Despite not processing on-device, the Essential Voice quickly analyses the speech and generates text, with minimum errors.

Most speech-to-text tools, including Gboard, transcribe speech word-for-word. As a result, the output often includes natural fillers like “uhh” and “umm” that people commonly use while speaking. The Essential Voice feature basically fixes this issue, and here’s how it stands out compared to the standard speech-to-text: Essential Voice (L) vs Gboard speech-to-text (R)

Feature | Essential Voice | Standard speech-to-text
Output | Clean, “ready-to-send” text | Verbatim transcript with ums/ uhs
Grammar | AI-corrected | Raw input
Formatting | Auto-format into lists/ notes | Text block
Access | System-wide via Essential Key | Keyboard-dependent

In our limited time with Essential Voice on the Nothing Phone (3), it proved to be genuinely useful. It consistently delivers accurate results with minimal editing, especially when you speak clearly and articulate your thoughts. There’s also a strong sense of convenience; there’s no need to keep holding a button. Simply tap once to start recording your speech, and tap again to stop. Drafted via Essential Voice (no keyboard was harmed).
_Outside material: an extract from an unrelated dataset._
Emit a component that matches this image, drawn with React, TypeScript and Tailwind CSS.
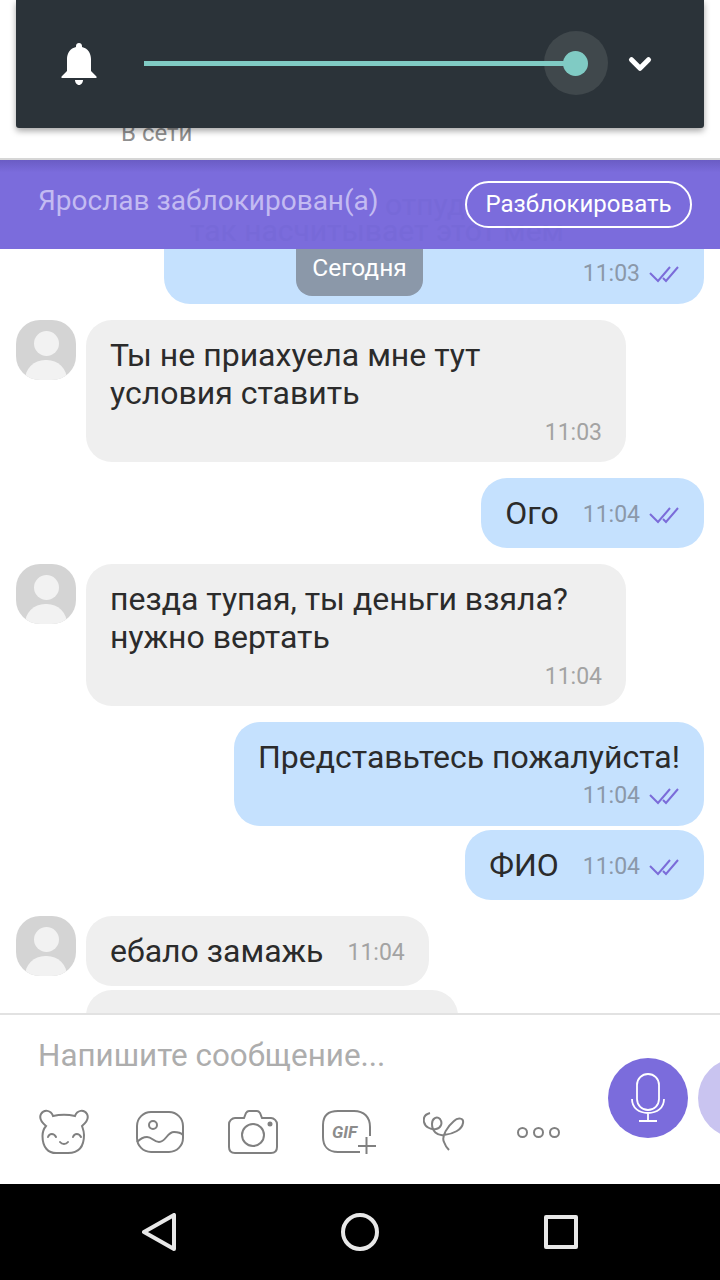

Since the feature works across apps, it’s especially useful for drafting emails or for long searches. It feels far more seamless than typing on a smartphone, which can often be tedious on a small screen. That said, by removing filler words, the Essential Voice text can appear a bit formal – something that one may not admire while messaging to a friend or family. Hopefully, a future software update could fix this.

Nothing has promised context-awareness for the feature, which seems to adapt to where you are writing, like messages, work emails, or searches.